[start]

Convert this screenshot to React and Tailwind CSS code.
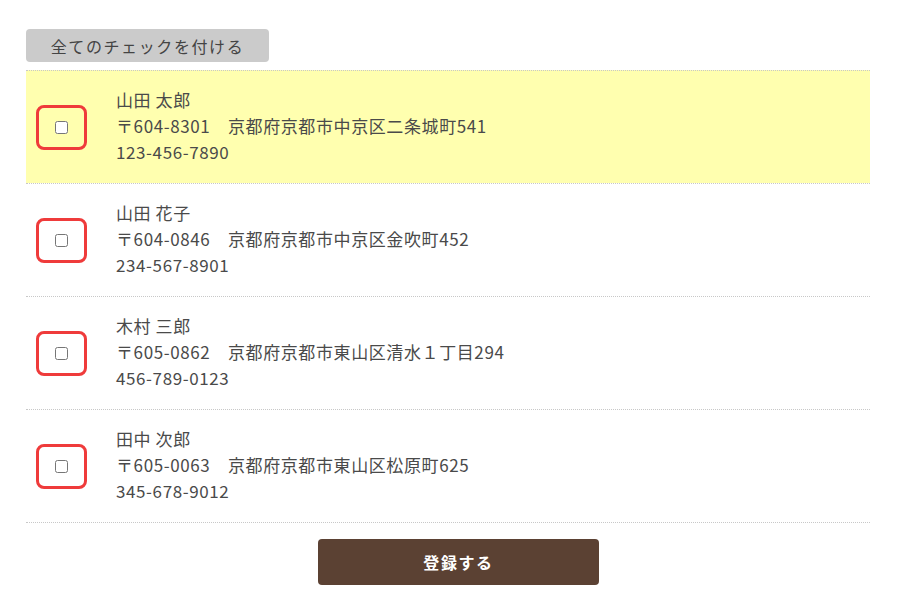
import React, { useState } from "react";

const PEOPLE = [
  { id: 1, name: "山田 太郎", zip: "〒604-8301", address: "京都府京都市中京区二条城町541", tel: "123-456-7890" },
  { id: 2, name: "山田 花子", zip: "〒604-0846", address: "京都府京都市中京区金吹町452", tel: "234-567-8901" },
  { id: 3, name: "木村 三郎", zip: "〒605-0862", address: "京都府京都市東山区清水１丁目294", tel: "456-789-0123" },
  { id: 4, name: "田中 次郎", zip: "〒605-0063", address: "京都府京都市東山区松原町625", tel: "345-678-9012" },
];

const App = () => {
  const [checked, setChecked] = useState({});
  const [highlight] = useState(1);

  const toggle = (id) => setChecked((c) => ({ ...c, [id]: !c[id] }));
  const checkAll = () =>
    setChecked(Object.fromEntries(PEOPLE.map((p) => [p.id, true])));

  return (
    <div
      className="min-h-[614px] bg-white text-[#4a4a4a]"
      style={{ fontFamily: '"Noto Sans CJK JP", "Noto Sans", sans-serif' }}
    >
      <div className="ml-[26px] w-[844px] pt-[29px]">
        <button
          onClick={checkAll}
          className="h-[33px] w-[243px] rounded-[4px] bg-[#cbcbcb] text-[16px] tracking-[0.1em] text-[#444]"
        >
          全てのチェックを付ける
        </button>

        <ul className="mt-[8px] border-b border-dotted border-[#c8c8c8]">
          {PEOPLE.map((p) => (
            <li
              key={p.id}
              className={`flex h-[113px] items-center border-t border-dotted border-[#c8c8c8] ${
                p.id === highlight ? "bg-[#ffffaf]" : "bg-white"
              }`}
            >
              <label className="ml-[10px] flex h-[45px] w-[51px] cursor-pointer items-center justify-center rounded-[8px] border-[3px] border-[#ef3b3b]">
                <input
                  type="checkbox"
                  checked={!!checked[p.id]}
                  onChange={() => toggle(p.id)}
                  className="m-0 h-[13px] w-[13px]"
                />
              </label>
              <div className="ml-[29px] -mt-[2px] text-[17px] leading-[26px] tracking-[0.6px]">
                <p>{p.name}</p>
                <p>
                  {p.zip}　{p.address}
                </p>
                <p>{p.tel}</p>
              </div>
            </li>
          ))}
        </ul>

        <button className="ml-[292px] mt-[16px] h-[46px] w-[281px] rounded-[4px] bg-[#5b4133] text-[16px] font-bold tracking-[0.1em] text-white">
          登録する
        </button>
      </div>
    </div>
  );
};

export default App;
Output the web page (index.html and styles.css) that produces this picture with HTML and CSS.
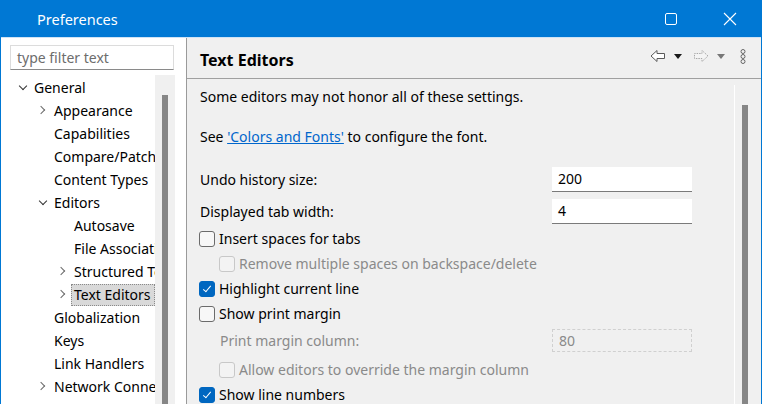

[end]

◆ YOUR TASK
Output all of the records exactly as they appear above, but not the pictures.

◆ IN RESPONSE
Convert this screenshot to React and Tailwind CSS code.
import React, { useState } from "react";

const PEOPLE = [
  { id: 1, name: "山田 太郎", zip: "〒604-8301", address: "京都府京都市中京区二条城町541", tel: "123-456-7890" },
  { id: 2, name: "山田 花子", zip: "〒604-0846", address: "京都府京都市中京区金吹町452", tel: "234-567-8901" },
  { id: 3, name: "木村 三郎", zip: "〒605-0862", address: "京都府京都市東山区清水１丁目294", tel: "456-789-0123" },
  { id: 4, name: "田中 次郎", zip: "〒605-0063", address: "京都府京都市東山区松原町625", tel: "345-678-9012" },
];

const App = () => {
  const [checked, setChecked] = useState({});
  const [highlight] = useState(1);

  const toggle = (id) => setChecked((c) => ({ ...c, [id]: !c[id] }));
  const checkAll = () =>
    setChecked(Object.fromEntries(PEOPLE.map((p) => [p.id, true])));

  return (
    <div
      className="min-h-[614px] bg-white text-[#4a4a4a]"
      style={{ fontFamily: '"Noto Sans CJK JP", "Noto Sans", sans-serif' }}
    >
      <div className="ml-[26px] w-[844px] pt-[29px]">
        <button
          onClick={checkAll}
          className="h-[33px] w-[243px] rounded-[4px] bg-[#cbcbcb] text-[16px] tracking-[0.1em] text-[#444]"
        >
          全てのチェックを付ける
        </button>

        <ul className="mt-[8px] border-b border-dotted border-[#c8c8c8]">
          {PEOPLE.map((p) => (
            <li
              key={p.id}
              className={`flex h-[113px] items-center border-t border-dotted border-[#c8c8c8] ${
                p.id === highlight ? "bg-[#ffffaf]" : "bg-white"
              }`}
            >
              <label className="ml-[10px] flex h-[45px] w-[51px] cursor-pointer items-center justify-center rounded-[8px] border-[3px] border-[#ef3b3b]">
                <input
                  type="checkbox"
                  checked={!!checked[p.id]}
                  onChange={() => toggle(p.id)}
                  className="m-0 h-[13px] w-[13px]"
                />
              </label>
              <div className="ml-[29px] -mt-[2px] text-[17px] leading-[26px] tracking-[0.6px]">
                <p>{p.name}</p>
                <p>
                  {p.zip}　{p.address}
                </p>
                <p>{p.tel}</p>
              </div>
            </li>
          ))}
        </ul>

        <button className="ml-[292px] mt-[16px] h-[46px] w-[281px] rounded-[4px] bg-[#5b4133] text-[16px] font-bold tracking-[0.1em] text-white">
          登録する
        </button>
      </div>
    </div>
  );
};

export default App;
Output the web page (index.html and styles.css) that produces this picture with HTML and CSS.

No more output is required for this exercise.